# [Given information]
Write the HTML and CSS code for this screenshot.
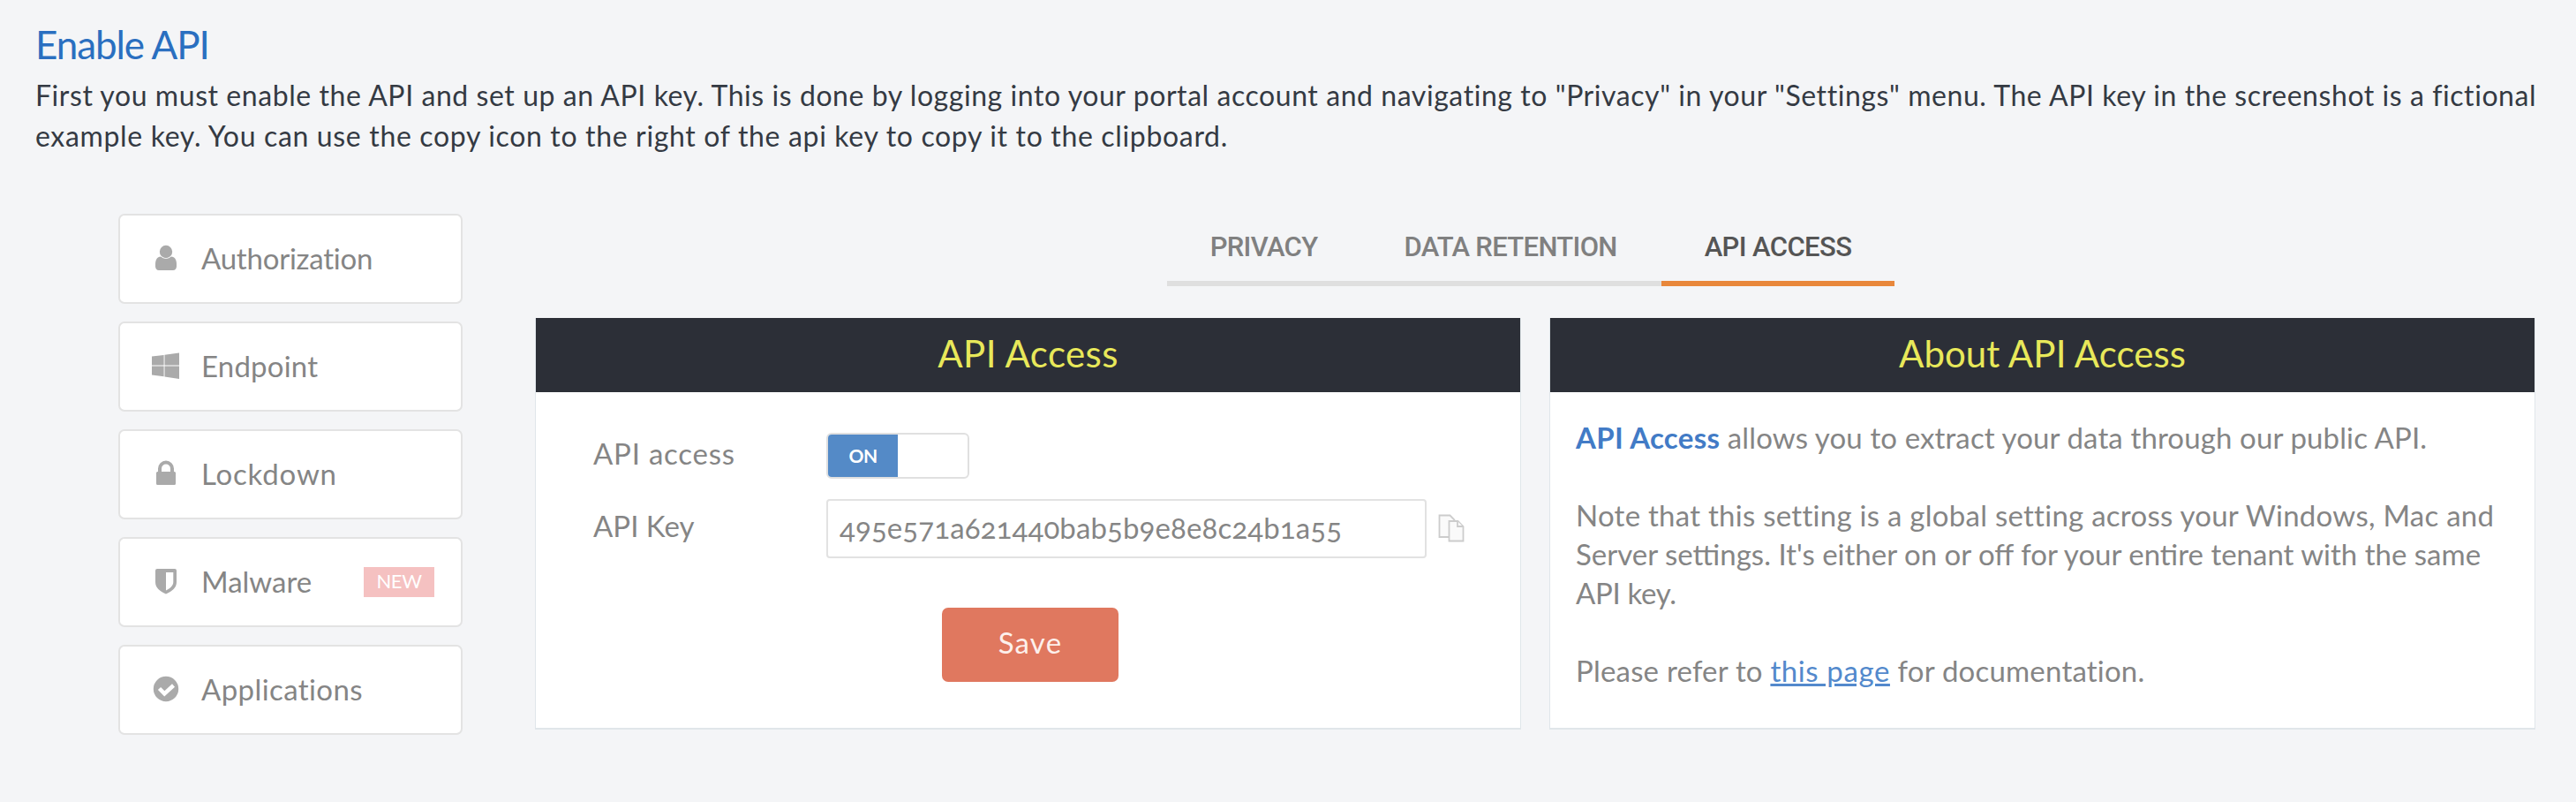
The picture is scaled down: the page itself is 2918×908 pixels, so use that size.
FILE: index.html
```
<!DOCTYPE html>
<html lang="en">
<head>
<meta charset="utf-8">
<title>Enable API</title>
<link rel="stylesheet" href="styles.css">
</head>
<body>
<h1 class="title">Enable API</h1>
<p class="intro">First you must enable the API and set up an API key. This is done by logging into your portal account and navigating to "Privacy" in your "Settings" menu. The API key in the screenshot is a fictional<br><span class="intro-end">example key. You can use the copy icon to the right of the api key to copy it to the clipboard.</span></p>
<div class="content">
  <nav class="side">
    <a class="item authorization"><svg class="icon" viewBox="0 0 32 32"><circle cx="16" cy="9" r="7.2"/><path d="M10 14.5C6 15 4 18 4 23v2.500c0 2.500 1.500 4.500 4 4.500h16c2.500 0 4-2 4-4.500V23c0-5-2-8-6-8.500a8.500 8.500 0 0 1-12 0z"/></svg>Authorization</a>
    <a class="item endpoint"><svg class="icon" viewBox="0 0 32 32"><path d="M0 5.500 13.600 4v11.600H0zM14.500 3.800 31 1.500v14.100H14.500zM0 16.500h13.600V28.200L0 26.500zM14.500 16.500H31v14.500l-16.500-2.500z"/></svg>Endpoint</a>
    <a class="item lockdown"><svg class="icon" viewBox="0 0 32 32"><path fill-rule="evenodd" d="M7 14v-3.500a9 9 0 0 1 18 0V14h.500a1.500 1.500 0 0 1 1.500 1.500v12a1.500 1.500 0 0 1-1.500 1.500h-19A1.500 1.500 0 0 1 5 27.500v-12A1.500 1.500 0 0 1 6.500 14zm4 0h10v-3.500a5 5 0 0 0-10 0z"/></svg>Lockdown</a>
    <a class="item"><svg class="icon" viewBox="0 0 32 32"><path fill-rule="evenodd" d="M6 2h20a2 2 0 0 1 2 2v13c0 6.500-5 10.500-12 13.500C9 27.500 4 23.500 4 17V4a2 2 0 0 1 2-2zm10 4v20.500c5-2.500 8.300-5.500 8.300-9.500V6z"/></svg>Malware<b class="badge">NEW</b></a>
    <a class="item applications"><svg class="icon" viewBox="0 0 32 32"><circle cx="16" cy="16" r="14.200"/><path class="tick" d="m8.500 15.500 5.800 5.800L24.500 12"/></svg>Applications</a>
  </nav>
  <main class="main">
    <div class="tabs">
      <a class="tab privacy">PRIVACY</a><a class="tab retention">DATA RETENTION</a><a class="tab active">API ACCESS</a>
    </div>
    <div class="panels">
      <section class="panel">
        <h2 class="head head-access">API Access</h2>
        <form class="form">
          <label class="label">API access</label>
          <div class="toggle"><span class="on">ON</span></div>
          <label class="label key">API Key</label>
          <div class="keyrow">
            <div class="input">495e571a621440bab5b9e8e8c24b1a55</div>
            <svg class="copy" viewBox="0 0 30 32"><path d="M1.500 1.500h12l5 5V26h-17z"/><path d="M12.500 8h10l6 6v16.500h-16z"/><path d="M22 8v6h6"/></svg>
          </div>
          <div class="save">Save</div>
        </form>
      </section>
      <section class="panel">
        <h2 class="head">About API Access</h2>
        <div class="about">
          <p class="lead"><strong>API Access</strong> allows you to extract your data through our public API.</p>
          <p><span class="note">Note that this setting is a global setting across your Windows, Mac and</span><br>Server settings. It's either on or off for your entire tenant with the same<br><span class="note-end">API key.</span></p>
          <p class="docs">Please refer to <a class="link">this page</a> for documentation.</p>
        </div>
      </section>
    </div>
  </main>
</div>
</body>
</html>
```
FILE: styles.css
```
* { box-sizing: border-box; }
body { margin: 0; padding: 24px 48px 0 40px; height: 908px; overflow: hidden; background: #f4f5f7; font-family: Lato, "Open Sans", sans-serif; font-size: 33px; color: #858585; white-space: nowrap; }
h1, h2, p { margin: 0; font-weight: 400; }
.title { font-size: 44px; line-height: 52px; margin-bottom: 9px; color: #2a6fc0; letter-spacing: -1.1px; }
.intro { font-size: 32px; line-height: 46px; color: #343a43; letter-spacing: .565px; }
.intro-end { letter-spacing: .66px; }
.content { display: flex; padding: 65px 0 0 94px; gap: 82px; }
.side { display: flex; flex-direction: column; gap: 20px; width: 390px; flex: none; }
.item { display: flex; align-items: center; height: 102px; background: #fff; border: 2px solid #e3e3e3; border-radius: 7px; padding: 0 30px 3px 36px; }
.authorization { letter-spacing: -.23px; }
.endpoint { letter-spacing: .19px; }
.lockdown { letter-spacing: .8px; }
.applications { letter-spacing: .4px; }
.icon { width: 32px; height: 32px; margin-right: 24px; fill: #aaa; }
.tick { fill: none; stroke: #fff; stroke-width: 4.500; }
.badge { margin-left: auto; width: 80px; height: 34px; background: #f5c1c1; color: #fff; font-size: 22px; line-height: 32px; text-align: center; font-weight: 400; letter-spacing: -.4px; margin-bottom: -3px; }
.main { flex: none; width: 2266px; display: flex; flex-direction: column; }
.tabs { display: flex; align-self: center; margin-right: 10px; font-family: Roboto, sans-serif; font-weight: 500; font-size: 31px; line-height: 75px; color: #808080; }
.tab { padding: 0 49px 1px; border-bottom: 6px solid #dfdfdf; }
.privacy { letter-spacing: -.67px; }
.retention { letter-spacing: -.67px; padding-right: 50px; }
.active { letter-spacing: -.6px; color: #555; border-color: #e8873b; }
.panels { display: flex; gap: 32px; margin-top: 36px; }
.panel { width: 1117px; height: 466px; background: #fff; border: 1px solid #e0e6ea; border-top: 0; border-bottom-width: 2px; }
.head { height: 84px; line-height: 80px; background: #2c2f37; color: #e8e85a; text-align: center; font-size: 42px; letter-spacing: .06px; }
.head-access { letter-spacing: .39px; }
.form { display: grid; grid-template-columns: 264px 760px; grid-template-rows: 52px 67px 84px; row-gap: 23px; padding: 46px 0 0 65px; }
.label { line-height: 47px; letter-spacing: .76px; }
.key { line-height: 60px; letter-spacing: 0; }
.toggle { width: 162px; height: 52px; border: 2px solid #e0e0e0; border-radius: 6px; overflow: hidden; }
.on { display: block; width: 79px; height: 48px; background: #548ac7; color: #fff; font-size: 21px; line-height: 47px; font-weight: 700; text-align: center; letter-spacing: -.5px; }
.keyrow { display: flex; align-items: center; gap: 13px; }
.input { width: 680px; height: 67px; border: 2px solid #e2e2e2; border-radius: 4px; padding-left: 13px; line-height: 60px; letter-spacing: .12px; font-variant-numeric: oldstyle-nums; }
.copy { width: 30px; height: 32px; margin-top: -1px; fill: #fafafa; stroke: #ccc; stroke-width: 1.800; }
.save { grid-column: 2; margin: 33px 0 0 131px; width: 200px; height: 84px; background: #e0785f; border-radius: 7px; color: #fdf0ec; text-align: center; line-height: 78px; letter-spacing: 1.2px; }
.about { padding: 29px 0 0 29px; line-height: 44px; }
.about p + p { margin-top: 44px; }
.about strong { color: #427bc6; font-weight: 700; letter-spacing: .29px; }
.lead { letter-spacing: .12px; }
.note { letter-spacing: .26px; }
.note-end { letter-spacing: -.33px; }
.docs { letter-spacing: .2px; }
.link { color: #5389cc; text-decoration: underline; letter-spacing: .6px; }
```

# [Challenge]
Word for word, quote the full listing, omitting every picture.

# [Solution below]
Write the HTML and CSS code for this screenshot.
The picture is scaled down: the page itself is 2918×908 pixels, so use that size.
FILE: index.html
```
<!DOCTYPE html>
<html lang="en">
<head>
<meta charset="utf-8">
<title>Enable API</title>
<link rel="stylesheet" href="styles.css">
</head>
<body>
<h1 class="title">Enable API</h1>
<p class="intro">First you must enable the API and set up an API key. This is done by logging into your portal account and navigating to "Privacy" in your "Settings" menu. The API key in the screenshot is a fictional<br><span class="intro-end">example key. You can use the copy icon to the right of the api key to copy it to the clipboard.</span></p>
<div class="content">
  <nav class="side">
    <a class="item authorization"><svg class="icon" viewBox="0 0 32 32"><circle cx="16" cy="9" r="7.2"/><path d="M10 14.5C6 15 4 18 4 23v2.500c0 2.500 1.500 4.500 4 4.500h16c2.500 0 4-2 4-4.500V23c0-5-2-8-6-8.500a8.500 8.500 0 0 1-12 0z"/></svg>Authorization</a>
    <a class="item endpoint"><svg class="icon" viewBox="0 0 32 32"><path d="M0 5.500 13.600 4v11.600H0zM14.500 3.800 31 1.500v14.100H14.500zM0 16.500h13.600V28.200L0 26.500zM14.500 16.500H31v14.500l-16.500-2.500z"/></svg>Endpoint</a>
    <a class="item lockdown"><svg class="icon" viewBox="0 0 32 32"><path fill-rule="evenodd" d="M7 14v-3.500a9 9 0 0 1 18 0V14h.500a1.500 1.500 0 0 1 1.500 1.500v12a1.500 1.500 0 0 1-1.500 1.500h-19A1.500 1.500 0 0 1 5 27.500v-12A1.500 1.500 0 0 1 6.500 14zm4 0h10v-3.500a5 5 0 0 0-10 0z"/></svg>Lockdown</a>
    <a class="item"><svg class="icon" viewBox="0 0 32 32"><path fill-rule="evenodd" d="M6 2h20a2 2 0 0 1 2 2v13c0 6.500-5 10.500-12 13.500C9 27.500 4 23.500 4 17V4a2 2 0 0 1 2-2zm10 4v20.500c5-2.500 8.300-5.500 8.300-9.500V6z"/></svg>Malware<b class="badge">NEW</b></a>
    <a class="item applications"><svg class="icon" viewBox="0 0 32 32"><circle cx="16" cy="16" r="14.200"/><path class="tick" d="m8.500 15.500 5.800 5.800L24.500 12"/></svg>Applications</a>
  </nav>
  <main class="main">
    <div class="tabs">
      <a class="tab privacy">PRIVACY</a><a class="tab retention">DATA RETENTION</a><a class="tab active">API ACCESS</a>
    </div>
    <div class="panels">
      <section class="panel">
        <h2 class="head head-access">API Access</h2>
        <form class="form">
          <label class="label">API access</label>
          <div class="toggle"><span class="on">ON</span></div>
          <label class="label key">API Key</label>
          <div class="keyrow">
            <div class="input">495e571a621440bab5b9e8e8c24b1a55</div>
            <svg class="copy" viewBox="0 0 30 32"><path d="M1.500 1.500h12l5 5V26h-17z"/><path d="M12.500 8h10l6 6v16.500h-16z"/><path d="M22 8v6h6"/></svg>
          </div>
          <div class="save">Save</div>
        </form>
      </section>
      <section class="panel">
        <h2 class="head">About API Access</h2>
        <div class="about">
          <p class="lead"><strong>API Access</strong> allows you to extract your data through our public API.</p>
          <p><span class="note">Note that this setting is a global setting across your Windows, Mac and</span><br>Server settings. It's either on or off for your entire tenant with the same<br><span class="note-end">API key.</span></p>
          <p class="docs">Please refer to <a class="link">this page</a> for documentation.</p>
        </div>
      </section>
    </div>
  </main>
</div>
</body>
</html>
```
FILE: styles.css
```
* { box-sizing: border-box; }
body { margin: 0; padding: 24px 48px 0 40px; height: 908px; overflow: hidden; background: #f4f5f7; font-family: Lato, "Open Sans", sans-serif; font-size: 33px; color: #858585; white-space: nowrap; }
h1, h2, p { margin: 0; font-weight: 400; }
.title { font-size: 44px; line-height: 52px; margin-bottom: 9px; color: #2a6fc0; letter-spacing: -1.1px; }
.intro { font-size: 32px; line-height: 46px; color: #343a43; letter-spacing: .565px; }
.intro-end { letter-spacing: .66px; }
.content { display: flex; padding: 65px 0 0 94px; gap: 82px; }
.side { display: flex; flex-direction: column; gap: 20px; width: 390px; flex: none; }
.item { display: flex; align-items: center; height: 102px; background: #fff; border: 2px solid #e3e3e3; border-radius: 7px; padding: 0 30px 3px 36px; }
.authorization { letter-spacing: -.23px; }
.endpoint { letter-spacing: .19px; }
.lockdown { letter-spacing: .8px; }
.applications { letter-spacing: .4px; }
.icon { width: 32px; height: 32px; margin-right: 24px; fill: #aaa; }
.tick { fill: none; stroke: #fff; stroke-width: 4.500; }
.badge { margin-left: auto; width: 80px; height: 34px; background: #f5c1c1; color: #fff; font-size: 22px; line-height: 32px; text-align: center; font-weight: 400; letter-spacing: -.4px; margin-bottom: -3px; }
.main { flex: none; width: 2266px; display: flex; flex-direction: column; }
.tabs { display: flex; align-self: center; margin-right: 10px; font-family: Roboto, sans-serif; font-weight: 500; font-size: 31px; line-height: 75px; color: #808080; }
.tab { padding: 0 49px 1px; border-bottom: 6px solid #dfdfdf; }
.privacy { letter-spacing: -.67px; }
.retention { letter-spacing: -.67px; padding-right: 50px; }
.active { letter-spacing: -.6px; color: #555; border-color: #e8873b; }
.panels { display: flex; gap: 32px; margin-top: 36px; }
.panel { width: 1117px; height: 466px; background: #fff; border: 1px solid #e0e6ea; border-top: 0; border-bottom-width: 2px; }
.head { height: 84px; line-height: 80px; background: #2c2f37; color: #e8e85a; text-align: center; font-size: 42px; letter-spacing: .06px; }
.head-access { letter-spacing: .39px; }
.form { display: grid; grid-template-columns: 264px 760px; grid-template-rows: 52px 67px 84px; row-gap: 23px; padding: 46px 0 0 65px; }
.label { line-height: 47px; letter-spacing: .76px; }
.key { line-height: 60px; letter-spacing: 0; }
.toggle { width: 162px; height: 52px; border: 2px solid #e0e0e0; border-radius: 6px; overflow: hidden; }
.on { display: block; width: 79px; height: 48px; background: #548ac7; color: #fff; font-size: 21px; line-height: 47px; font-weight: 700; text-align: center; letter-spacing: -.5px; }
.keyrow { display: flex; align-items: center; gap: 13px; }
.input { width: 680px; height: 67px; border: 2px solid #e2e2e2; border-radius: 4px; padding-left: 13px; line-height: 60px; letter-spacing: .12px; font-variant-numeric: oldstyle-nums; }
.copy { width: 30px; height: 32px; margin-top: -1px; fill: #fafafa; stroke: #ccc; stroke-width: 1.800; }
.save { grid-column: 2; margin: 33px 0 0 131px; width: 200px; height: 84px; background: #e0785f; border-radius: 7px; color: #fdf0ec; text-align: center; line-height: 78px; letter-spacing: 1.2px; }
.about { padding: 29px 0 0 29px; line-height: 44px; }
.about p + p { margin-top: 44px; }
.about strong { color: #427bc6; font-weight: 700; letter-spacing: .29px; }
.lead { letter-spacing: .12px; }
.note { letter-spacing: .26px; }
.note-end { letter-spacing: -.33px; }
.docs { letter-spacing: .2px; }
.link { color: #5389cc; text-decoration: underline; letter-spacing: .6px; }
```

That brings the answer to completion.